En effet, mon engagement entrepreneurial prend aujourd’hui une dimension familiale avec notre déménagement aux Comores. C’est un retour aux sources né de ma volonté de créer des ponts entre les Comores et la diaspora en France. Mes parents sont arrivés dans les années 1980 en France où je suis née. J’ai grandi avec un ancrage profond dans la culture comorienne. Aujourd’hui, j’ai envie de participer à l’essor économique de ce pays, de bâtir et d’entreprendre dans l’archipel avec lequel j’ai des liens très forts et qui a vu naître mes parents.

Pouvez-vous nous parler davantage d’Ushesa ?

J’ai imaginé ce projet à partir de notre propre vécu : mon grand-père, qui vivait aux Comores, est décédé à cause de complications dues à une blessure au pied. Avec un véritable service de soins à la personne, les choses auraient pu se passer différemment. Cela m’a fait l’effet d’un électrochoc et j’ai mis sur pied Ushesa qui signifie « être au chevet de quelqu’un jour et nuit » en swahili. Cette plateforme facilite les mises en relation entre les membres de la diaspora et les professionnels des soins à la personne, fluidifie les transactions financières pour le paiement à distance des services et s’assure que nos clients ont accès aux meilleures prestations, via la formation des professionnelles comoriennes. C’est aussi la traduction de mon engagement féministe. Ces métiers du soin sont essentiellement assurés par des femmes et mon objectif est d’assurer leur montée en compétences et leur émancipation, à travers la professionnalisation.

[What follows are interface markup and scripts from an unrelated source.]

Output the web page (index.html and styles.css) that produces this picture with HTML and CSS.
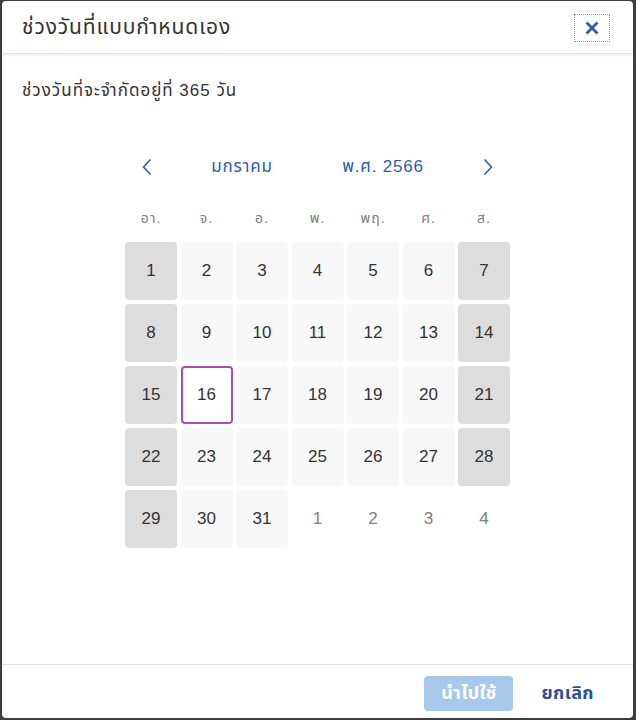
FILE: index.html
```html
<!DOCTYPE html>
<html lang="th">
<head>
<meta charset="utf-8">
<link rel="stylesheet" href="styles.css">
</head>
<body>
<div class="dialog">
  <div class="header">
    <div class="title">ช่วงวันที่แบบกำหนดเอง</div>
    <button class="close" aria-label="ปิด">
      <svg width="16" height="16" viewBox="0 0 16 16"><path d="M2.5 2.5 L13.5 13.5 M13.5 2.5 L2.5 13.5" stroke="#2d5ea9" stroke-width="2.8" stroke-linecap="butt" fill="none"/></svg>
    </button>
  </div>
  <div class="content">
    <div class="limit">ช่วงวันที่จะจำกัดอยู่ที่ 365 วัน</div>
    <div class="calendar">
      <div class="nav">
        <span class="arrow prev"><svg width="12" height="18" viewBox="0 0 12 18"><path d="M9.5 1.5 L2.5 9 L9.5 16.5" stroke="#2d5ea9" stroke-width="1.6" fill="none"/></svg></span>
        <span class="month">มกราคม</span>
        <span class="year">พ.ศ. 2566</span>
        <span class="spacer"></span>
        <span class="arrow next"><svg width="12" height="18" viewBox="0 0 12 18"><path d="M2.5 1.5 L9.5 9 L2.5 16.5" stroke="#2d5ea9" stroke-width="1.6" fill="none"/></svg></span>
      </div>
      <div class="weekdays">
        <span>อา.</span><span>จ.</span><span>อ.</span><span>พ.</span><span>พฤ.</span><span>ศ.</span><span>ส.</span>
      </div>
      <div class="days">
        <span class="day weekend">1</span><span class="day">2</span><span class="day">3</span><span class="day">4</span><span class="day">5</span><span class="day">6</span><span class="day weekend">7</span>
        <span class="day weekend">8</span><span class="day">9</span><span class="day">10</span><span class="day">11</span><span class="day">12</span><span class="day">13</span><span class="day weekend">14</span>
        <span class="day weekend">15</span><span class="day selected">16</span><span class="day">17</span><span class="day">18</span><span class="day">19</span><span class="day">20</span><span class="day weekend">21</span>
        <span class="day weekend">22</span><span class="day">23</span><span class="day">24</span><span class="day">25</span><span class="day">26</span><span class="day">27</span><span class="day weekend">28</span>
        <span class="day weekend">29</span><span class="day">30</span><span class="day">31</span><span class="day other">1</span><span class="day other">2</span><span class="day other">3</span><span class="day other">4</span>
      </div>
    </div>
  </div>
  <div class="footer">
    <button class="apply">นำไปใช้</button>
    <button class="cancel">ยกเลิก</button>
  </div>
</div>
</body>
</html>
```
FILE: styles.css
```css
html, body {
  margin: 0;
  padding: 0;
  height: 100%;
}
body {
  background: #3d3d3d;
  font-family: "Liberation Sans", "Noto Sans Thai", "Noto Sans", sans-serif;
  color: #333;
  overflow: hidden;
}
.dialog {
  margin: 1px 3px 0 2px;
  height: 717px;
  background: #fff;
  border-radius: 4px;
  display: flex;
  flex-direction: column;
  overflow: hidden;
}
.header {
  height: 52px;
  flex: none;
  display: flex;
  align-items: center;
  justify-content: space-between;
  padding: 0 23px 0 20px;
  border-bottom: 1px solid #e2e2e2;
  box-shadow: 0 1px 3px rgba(0,0,0,0.08);
  position: relative;
  z-index: 1;
}
.title {
  font-size: 21px;
  letter-spacing: 0.9px;
  color: #333;
}
.close {
  width: 36px;
  height: 28px;
  border: 1px dotted #9a9a9a;
  background: #fff;
  padding: 0;
  display: flex;
  align-items: center;
  justify-content: center;
  margin-top: 2px;
}
.content {
  flex: 1;
  padding: 27px 20px 0;
}
.limit {
  font-size: 17px;
  letter-spacing: 1px;
  line-height: 20px;
  color: #333;
}
.calendar {
  width: 385px;
  margin: 51px auto 0;
}
.nav {
  height: 30px;
  display: flex;
  align-items: center;
  color: #2d5ea9;
  font-size: 17px;
  letter-spacing: 0.8px;
}
.arrow {
  width: 44px;
  display: flex;
  justify-content: center;
}
.month {
  width: 146px;
  text-align: center;
}
.year {
  width: 136px;
  text-align: center;
}
.spacer {
  flex: 1;
}
.weekdays {
  margin-top: 24px;
  height: 24px;
  display: grid;
  grid-template-columns: repeat(7, 52px);
  column-gap: 3.5px;
  align-items: center;
  font-size: 14px;
  letter-spacing: 1px;
  color: #808080;
  text-align: center;
}
.days {
  margin-top: 12px;
  display: grid;
  grid-template-columns: repeat(7, 52px);
  grid-auto-rows: 58px;
  column-gap: 3.5px;
  row-gap: 4px;
}
.day {
  display: flex;
  align-items: center;
  justify-content: center;
  border-radius: 4px;
  background: #f8f8f8;
  font-size: 17px;
  color: #333;
  box-sizing: border-box;
}
.day.weekend {
  background: #dddddd;
}
.day.other {
  background: transparent;
  color: #808080;
}
.day.selected {
  background: #fff;
  border: 2px solid #b04caf;
}
.footer {
  height: 54px;
  box-sizing: border-box;
  flex: none;
  border-top: 1px solid #e2e2e2;
  display: flex;
  align-items: center;
  justify-content: flex-end;
  padding: 3px 25px 0 0;
  gap: 14px;
}
.footer button {
  font-family: inherit;
  font-size: 18px;
  font-weight: bold;
  letter-spacing: 0.4px;
  border: none;
  border-radius: 4px;
  height: 35px;
  padding: 0 14px;
}
.apply {
  background: #a9c9ec;
  color: #fff;
  width: 89px;
  padding: 0;
  letter-spacing: 2px;
}
.cancel {
  background: transparent;
  color: #2b4f9b;
}
```
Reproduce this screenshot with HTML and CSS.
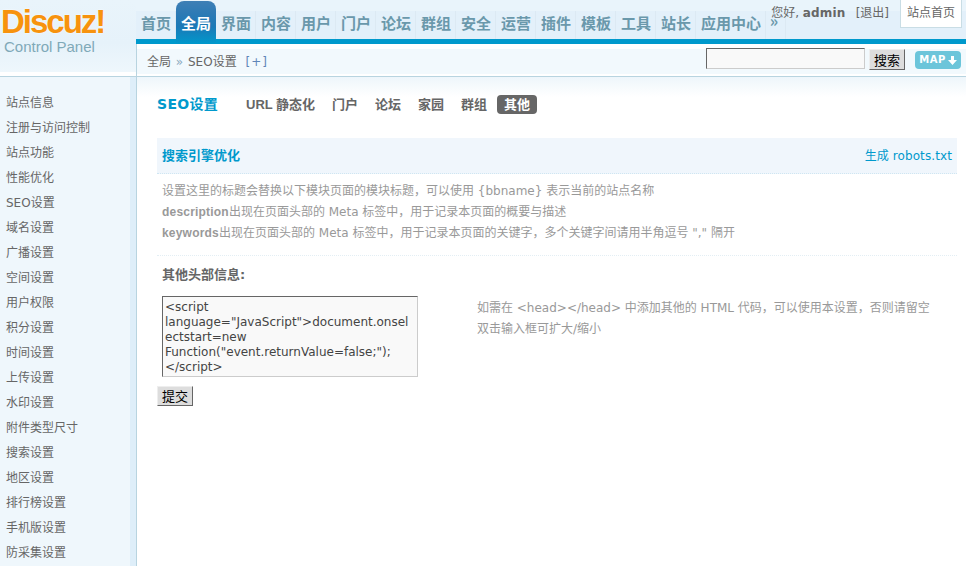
FILE: index.html
```html
<!DOCTYPE html>
<html lang="zh">
<head>
<meta charset="utf-8">
<title>SEO设置</title>
<link rel="stylesheet" href="styles.css">
</head>
<body>
<div class="page">
  <header class="top">
    <div class="logo">
      <div class="logo-mark">Discuz!</div>
      <div class="logo-sub">Control Panel</div>
    </div>
    <div class="top-main">
      <div class="navbar">
        <nav class="nav">
          <a class="nav-item">首页</a>
          <a class="nav-item active">全局</a>
          <a class="nav-item">界面</a>
          <a class="nav-item">内容</a>
          <a class="nav-item">用户</a>
          <a class="nav-item">门户</a>
          <a class="nav-item">论坛</a>
          <a class="nav-item">群组</a>
          <a class="nav-item">安全</a>
          <a class="nav-item">运营</a>
          <a class="nav-item">插件</a>
          <a class="nav-item">模板</a>
          <a class="nav-item">工具</a>
          <a class="nav-item">站长</a>
          <a class="nav-item wide">应用中心</a>
          <a class="nav-item more">»</a>
        </nav>
        <div class="user">
          <span class="hello">您好, <b>admin</b></span>
          <a class="logout">[退出]</a>
          <a class="home">站点首页</a>
        </div>
      </div>
      <div class="crumbbar">
        <div class="crumbs">全局 <span class="sep">»</span> SEO设置 <a class="plus">[+]</a></div>
        <div class="search">
          <input class="search-input" type="text">
          <button class="btn search-btn" type="button">搜索</button>
          <a class="map">MAP<svg class="map-arrow" width="9" height="9" viewBox="0 0 9 9"><path d="M3 0h3v4h3L4.500 9 0 4h3z" fill="#fff"/></svg></a>
        </div>
      </div>
    </div>
  </header>
  <div class="body">
    <aside class="side">
      <ul class="menu">
        <li>站点信息</li>
        <li>注册与访问控制</li>
        <li>站点功能</li>
        <li>性能优化</li>
        <li>SEO设置</li>
        <li>域名设置</li>
        <li>广播设置</li>
        <li>空间设置</li>
        <li>用户权限</li>
        <li>积分设置</li>
        <li>时间设置</li>
        <li>上传设置</li>
        <li>水印设置</li>
        <li>附件类型尺寸</li>
        <li>搜索设置</li>
        <li>地区设置</li>
        <li>排行榜设置</li>
        <li>手机版设置</li>
        <li>防采集设置</li>
      </ul>
    </aside>
    <main class="content">
      <div class="tabs">
        <h1 class="title">SEO设置</h1>
        <a class="tab first">URL 静态化</a>
        <a class="tab">门户</a>
        <a class="tab">论坛</a>
        <a class="tab">家园</a>
        <a class="tab">群组</a>
        <a class="tab current">其他</a>
      </div>
      <div class="section-head">
        <h2 class="section-title">搜索引擎优化</h2>
        <a class="robots">生成 robots.txt</a>
      </div>
      <div class="tips">
        <p>设置这里的标题会替换以下模块页面的模块标题，可以使用 {bbname} 表示当前的站点名称</p>
        <p><b>description</b>出现在页面头部的 Meta 标签中，用于记录本页面的概要与描述</p>
        <p><b>keywords</b>出现在页面头部的 Meta 标签中，用于记录本页面的关键字，多个关键字间请用半角逗号 "," 隔开</p>
      </div>
      <form class="form">
        <div class="label">其他头部信息:</div>
        <div class="field">
          <textarea class="area" rows="5" cols="30">&lt;script language="JavaScript"&gt;document.onselectstart=new Function("event.returnValue=false;");&lt;/script&gt;</textarea>
          <div class="hint">
            <p>如需在 &lt;head&gt;&lt;/head&gt; 中添加其他的 HTML 代码，可以使用本设置，否则请留空</p>
            <p>双击输入框可扩大/缩小</p>
          </div>
        </div>
        <button class="btn submit" type="button">提交</button>
      </form>
    </main>
  </div>
</div>
</body>
</html>
```

FILE: styles.css
```css
* { box-sizing: border-box; }
html, body { margin: 0; padding: 0; height: 100%; overflow: hidden; }
body {
  background: #fff;
  color: #666;
  font: 12px/21px "DejaVu Sans", "Noto Sans CJK SC", sans-serif;
}
p, h1, h2, ul { margin: 0; padding: 0; }
.page { width: 966px; height: 566px; display: flex; flex-direction: column; overflow: hidden; }

.top { display: flex; height: 77px; border-bottom: 1px solid #b8d4e0; position: relative; }
.logo {
  width: 137px;
  height: 72px;
  padding-left: 1px;
  background: linear-gradient(#e9f4fb, #e6f2fa 60%, #eef7fc);
}
.logo-mark {
  font: bold 33px/32px "Liberation Sans", sans-serif;
  color: #f7930e;
  letter-spacing: -2px;
  padding-top: 6px;
  height: 38px;
  text-shadow: 0 0 2px #fff;
}
.logo-sub {
  font: 15px/18px "Liberation Sans", sans-serif;
  color: #7fa9b8;
  padding-left: 3px;
}
.top-main { flex: 1; display: flex; flex-direction: column; margin-left: -1px; }

.navbar {
  position: relative;
  height: 44px;
  padding-top: 11px;
  background: linear-gradient(#e9f4fb 11px, #e3f0fa 11px);
  border-bottom: 5px solid #0099cc;
}
.nav { display: flex; height: 28px; }
.nav-item {
  position: relative;
  width: 40px;
  height: 28px;
  padding-left: 1px;
  border-right: 1px solid #dce9f3;
  color: #6a98ab;
  font: bold 15px/23px "Noto Sans CJK SC", sans-serif;
  text-align: center;
}
.nav-item.wide { width: 70px; }
.nav-item.more { width: 20px; font-size: 16px; line-height: 19px; padding: 0 3px 0 0; }
.nav-item.active {
  height: 43px;
  margin-top: -10px;
  padding: 10px 0 0;
  border-right: 0;
  border-radius: 8px 8px 0 0;
  background: linear-gradient(#3f7fb5, #2c7ab5 30%, #1b79b7 60%, #0099cc);
  color: #fff;
}

.user {
  position: absolute;
  top: 0;
  right: 4px;
  display: flex;
  align-items: flex-start;
  line-height: 27px;
  color: #666;
}
.hello b { font-weight: bold; letter-spacing: .2px; }
.logout { margin-left: 10px; }
.home {
  margin-left: 11px;
  width: 62px;
  height: 28px;
  background: #fff;
  border: 1px solid #c9dde5;
  border-top: 0;
  text-align: center;
}

.crumbbar {
  height: 32px;
  padding: 0 5px 0 10px;
  display: flex;
  justify-content: space-between;
  align-items: center;
  border-left: 1px solid #b8d4e0;
  background: linear-gradient(#fff 5px, #f2f9fd 5px, #f2f9fd 30px, #fff 30px);
}
.crumbs { color: #666; padding-top: 4px; word-spacing: 1px; }
.sep { color: #8aa9c0; }
.plus { color: #5f86b8; margin-left: 4px; letter-spacing: 1px; }
.search { display: flex; align-items: flex-start; align-self: flex-start; padding-top: 4px; }
.search-input {
  width: 159px;
  height: 21px;
  background: #f9f9f9;
  border: 1px solid;
  border-color: #666 #ccc #ccc #666;
  padding: 0;
}
.btn {
  background: #ddd;
  border: 1px solid;
  border-color: #eee #666 #666 #eee;
  padding: 0;
  color: #000;
  font: 13px/18px "Noto Sans CJK SC", sans-serif;
  width: 36px;
  height: 21px;
}
.search-btn { margin-left: 4px; margin-top: 1px; }
.map {
  margin: 3px 0 0 10px;
  width: 46px;
  height: 18px;
  display: flex;
  align-items: center;
  justify-content: center;
  gap: 2px;
  border-radius: 4px;
  background: #6cc5da;
  color: #fff;
  font: bold 10px/18px "DejaVu Sans", sans-serif;
  letter-spacing: .5px;
}
.map-arrow { display: block; }

.body { flex: 1; display: flex; min-height: 0; }
.side {
  width: 137px;
  padding-top: 14px;
  background: linear-gradient(90deg, #eff7fc 130px, #deeef9 130px, #deeef9 136px, #b8d4e0 136px);
}
.menu { list-style: none; padding-left: 6px; }
.menu li { height: 25px; line-height: 25px; color: #666; }

.content {
  flex: 1;
  padding: 0 9px 0 20px;
  background: linear-gradient(#eef6fb, #fff 20px);
}
.tabs { height: 61px; padding-top: 17px; display: flex; align-items: flex-start; }
.title {
  font: bold 14px/21px "DejaVu Sans", "Noto Sans CJK SC", sans-serif;
  color: #0099cc;
  letter-spacing: .3px;
  width: 89px;
}
.tab {
  font: bold 13px/19px "Liberation Sans", "Noto Sans CJK SC", sans-serif;
  color: #666;
  margin-right: 17px;
  margin-top: 1px;
  white-space: nowrap;
}
.tab.first { width: 69px; }
.tab.current {
  margin-left: -7px;
  padding: 0 7px;
  background: #666;
  color: #fff;
  border-radius: 4px;
}
.section-head {
  height: 36px;
  padding: 0 5px;
  display: flex;
  align-items: center;
  justify-content: space-between;
  background: #f0f6fc;
  border-bottom: 1px dotted #cfe6f2;
}
.section-title { font: bold 13px/20px "DejaVu Sans", "Noto Sans CJK SC", sans-serif; color: #0099cc; }
.robots { color: #0099cc; padding-top: 2px; margin-left: auto; letter-spacing: .1px; }
.tips {
  padding: 7px 5px 11px;
  color: #999;
  border-bottom: 1px dotted #e3eef4;
}
.tips b { font-family: "Liberation Sans", "Noto Sans CJK SC", sans-serif; letter-spacing: .2px; }
.form { padding-top: 8px; }
.label { padding-left: 5px; font: bold 13px/21px "DejaVu Sans", "Noto Sans CJK SC", sans-serif; color: #666; }
.field { display: flex; padding: 11px 0 9px 5px; }
.area {
  display: block;
  width: 256px;
  height: 81px;
  padding: 3px 2px 0;
  background: #f9f9f9;
  border: 1px solid;
  border-color: #666 #ccc #ccc #666;
  color: #444;
  font: 12px/15px "DejaVu Sans", sans-serif;
  resize: none;
  overflow: hidden;
}
.hint { margin-left: 59px; padding-top: 2px; color: #999; }
.submit { display: block; height: 20px; }
```
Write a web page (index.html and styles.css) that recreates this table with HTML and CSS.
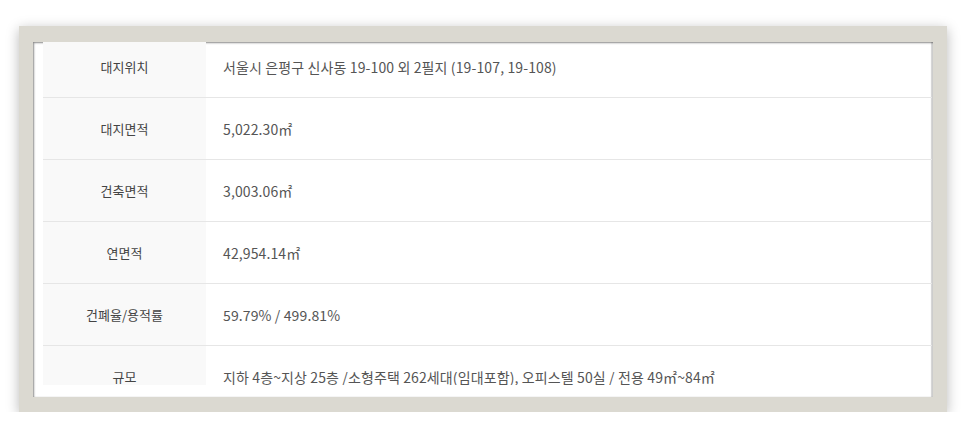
FILE: index.html
```html
<!DOCTYPE html>
<html>
<head>
  <meta charset="UTF-8">
  <title>사업개요</title>
  <link rel="stylesheet" href="styles.css">
</head>
<body>
  <div class="frame">
    <div class="sheet">
      <div class="viewport">
        <table class="summary">
          <tr>
            <th>대지위치</th>
            <td>서울시 은평구 신사동 19-100 외 2필지 (19-107, 19-108)</td>
          </tr>
          <tr>
            <th>대지면적</th>
            <td>5,022.30㎡</td>
          </tr>
          <tr>
            <th>건축면적</th>
            <td>3,003.06㎡</td>
          </tr>
          <tr>
            <th>연면적</th>
            <td>42,954.14㎡</td>
          </tr>
          <tr>
            <th>건폐율/용적률</th>
            <td>59.79% / 499.81%</td>
          </tr>
          <tr>
            <th>규모</th>
            <td>지하 4층~지상 25층 /소형주택 262세대(임대포함), 오피스텔 50실 / 전용 49㎡~84㎡</td>
          </tr>
        </table>
      </div>
    </div>
  </div>
</body>
</html>
```

FILE: styles.css
```css
body {
  margin: 0;
  background: #ffffff;
  font-family: "Noto Sans CJK KR", "Noto Sans", sans-serif;
}

.frame {
  margin: 26px 0 0 19px;
  width: 928px;
  height: 386px;
  box-sizing: border-box;
  padding: 16px 14px 15px 14px;
  background: #dbd9d1;
  box-shadow: 0 3px 12px rgba(0, 0, 0, 0.28);
}

.sheet {
  height: 100%;
  box-sizing: border-box;
  padding: 0 1px 12px 10px;
  background: #ffffff;
  box-shadow: inset 1px 1px 2px rgba(0, 0, 0, 0.45), inset -2px 0 1px rgba(0, 0, 0, 0.18);
}

.viewport {
  height: 100%;
  overflow: hidden;
}

.summary {
  width: 100%;
  margin-top: -6px;
  border-collapse: collapse;
}

.summary th {
  width: 163px;
  height: 61px;
  padding: 0;
  background: #f9f9f9;
  color: #444;
  font-size: 13px;
  font-weight: normal;
  text-align: center;
  border-bottom: 1px solid #e6e6e6;
}

.summary td {
  padding: 0 0 0 17px;
  color: #555;
  font-size: 14px;
  letter-spacing: 0.12px;
  border-bottom: 1px solid #e6e6e6;
}
```
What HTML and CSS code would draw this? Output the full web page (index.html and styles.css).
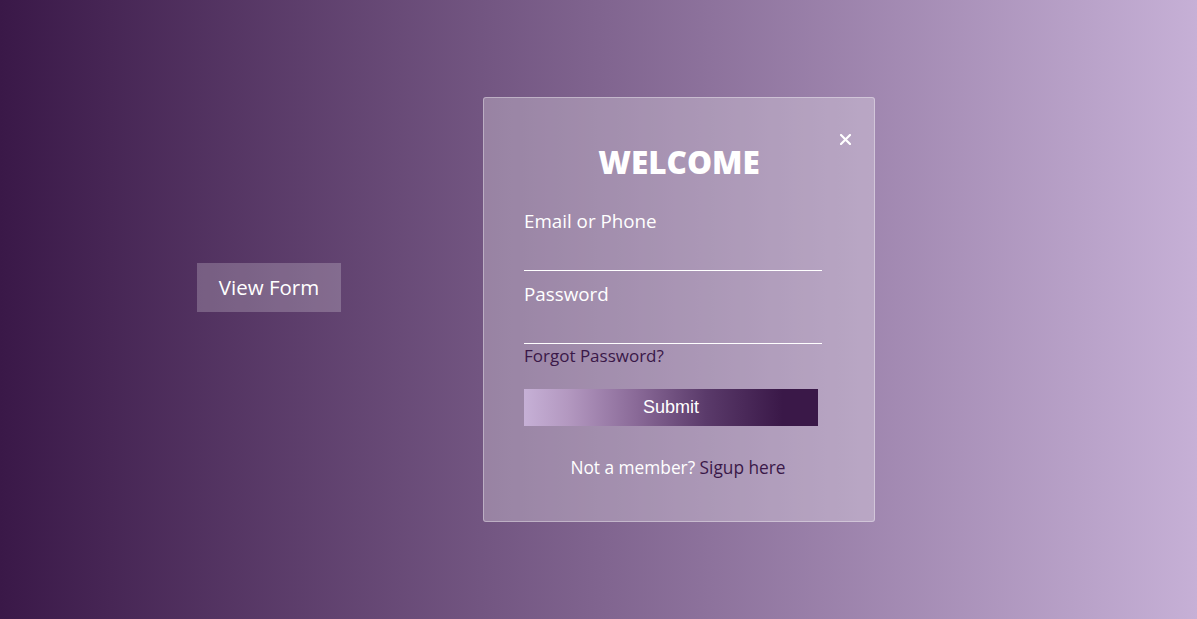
FILE: index.html
```html
<!DOCTYPE html>
<html lang="en">
<head>
<meta charset="utf-8">
<title>Login</title>
<link rel="stylesheet" href="styles.css">
</head>
<body>
<main class="stage">
  <button class="view-btn" type="button">View Form</button>
  <form class="modal">
    <button class="close" type="button" aria-label="Close">
      <svg width="11" height="11" viewBox="0 0 11 11"><path d="M1 1L10 10M10 1L1 10" stroke="#fff" stroke-width="2.2" stroke-linecap="round"/></svg>
    </button>
    <h2 class="title">WELCOME</h2>
    <label class="field">
      <span class="label">Email or Phone</span>
      <input class="input" type="text">
    </label>
    <label class="field">
      <span class="label">Password</span>
      <input class="input" type="password">
    </label>
    <a class="forgot" href="#">Forgot Password?</a>
    <button class="submit" type="button">Submit</button>
    <p class="signup">Not a member? <a href="#">Sigup here</a></p>
  </form>
</main>
</body>
</html>
```
FILE: styles.css
```css
html, body {
  margin: 0;
  height: 100%;
}
body {
  font-family: "Open Sans", "Liberation Sans", sans-serif;
  background: linear-gradient(to right, #3a1848 0%, #c6b0d6 100%);
  overflow: hidden;
}
.stage {
  position: relative;
  height: 100%;
  box-sizing: border-box;
  padding: 263px 0 0 197px;
}
.view-btn {
  width: 144px;
  height: 49px;
  border: none;
  background: rgba(255, 255, 255, 0.22);
  color: #fff;
  font-family: inherit;
  font-size: 20.5px;
  font-weight: 500;
  padding: 0 0 2px 0;
}
.modal {
  position: absolute;
  left: 483px;
  top: 97px;
  width: 392px;
  height: 425px;
  box-sizing: border-box;
  padding: 44px 52px 0 40px;
  background: rgba(255, 255, 255, 0.27);
  border: 1px solid rgba(255, 255, 255, 0.35);
  border-radius: 3px;
  margin: 0;
}
.close {
  position: absolute;
  top: 36px;
  right: 23px;
  background: none;
  border: none;
  padding: 0;
  width: 11px;
  height: 11px;
  display: flex;
}
.title {
  margin: 0;
  text-align: center;
  color: #fff;
  font-size: 31.5px;
  font-weight: 800;
  line-height: 40px;
  padding-left: 12px;
}
.field {
  display: flex;
  flex-direction: column;
  margin-top: 26px;
}
.field + .field { margin-top: 10px; }
.label {
  color: #fff;
  font-size: 18.8px;
  line-height: 26px;
}
.input {
  height: 36px;
  border: none;
  border-bottom: 1px solid #fff;
  background: transparent;
  padding: 0;
  outline: none;
}
.forgot {
  display: block;
  margin-top: 1px;
  color: #3a1848;
  font-size: 17px;
  line-height: 22px;
  text-decoration: none;
}
.submit {
  display: block;
  margin-top: 22px;
  width: 294px;
  height: 37px;
  border: none;
  padding: 0;
  color: #fff;
  font-family: "Liberation Sans", Arial, sans-serif;
  font-size: 18px;
  background: linear-gradient(to right, #c6b0d6 0%, #b398c0 15%, #8a6a98 38%, #5a3a6a 62%, #3a1848 88%, #3a1848 100%);
}
.signup {
  margin: 31px 0 0 0;
  text-align: center;
  color: #fff;
  font-size: 17.3px;
  line-height: 22px;
  padding-left: 10px;
}
.signup a {
  color: #3a1848;
  text-decoration: none;
}
```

Quels sont les défis et les opportunités que vous rencontrez dans le déploiement de ce projet ?

Le défi, pour le moment, est celui de l’éloignement géographique, mais ce sera bientôt du passé ! Être présente sur place est essentiel pour le déploiement du projet en 2025. Même si je suis d’origine comorienne, de loin, on ne saisit pas tous les contours du contexte économique, social et culturel. Il existe également des questions relatives à la mise au travail pour lesquelles les pratiques ne sont pas les mêmes. Mais ces défis se relèvent si l’on est bien entouré ! Je fais par exemple partie du réseau Komlink qui rassemble des entrepreneurs originaires des Comores et crée ainsi des synergies. Je capitalise aussi sur mon expérience de cheffe de projet pour élaborer et déployer des dispositifs de formation dès l’an prochain.

Comment Expertise France vous a-t-elle soutenue dans le cadre de son soutien aux diasporas entrepreneuriales comoriennes ?

L’expérience d’Expertise France en matière de création d’entreprise et l’opportunité qui m’a été offerte d’intégrer l’incubateur de Kedge Business School sont des atouts majeurs. J’ai pu ainsi structurer mon projet d’entreprise et affûter mon business plan. La force de ce dispositif réside également dans le fait qu’il met en relation tous les entrepreneurs de projets aux Comores soutenus par Expertise France. Ce partage d’expériences est une grande richesse, une source d’inspiration aussi.

Selon vous, quel rôle peut jouer la diaspora dans le soutien au développement du secteur privé aux Comores ?

La diaspora apporte avant tout un important soutien financier. Désormais, l’enjeu est de faire différemment en essayant de favoriser l’autonomisation des personnes, qu’elles puissent créer leur propre valeur. En m’installant dans le pays, j’ai envie de faire passer ce message : il est possible de se lancer aux Comores, de croire en ses idées et de les faire vivre. L’entrepreneuriat – notamment de la diaspora –, c’est une chance à saisir pour l’archipel !

Quel lien faites-vous entre diaspora et Francophonie ?

C’est mon identité de tous les jours. La Francophonie m’évoque un partage d’identité ; ce n’est pas seulement une langue en commun. La diaspora, c’est de me sentir totalement française et comorienne, sans avoir à choisir.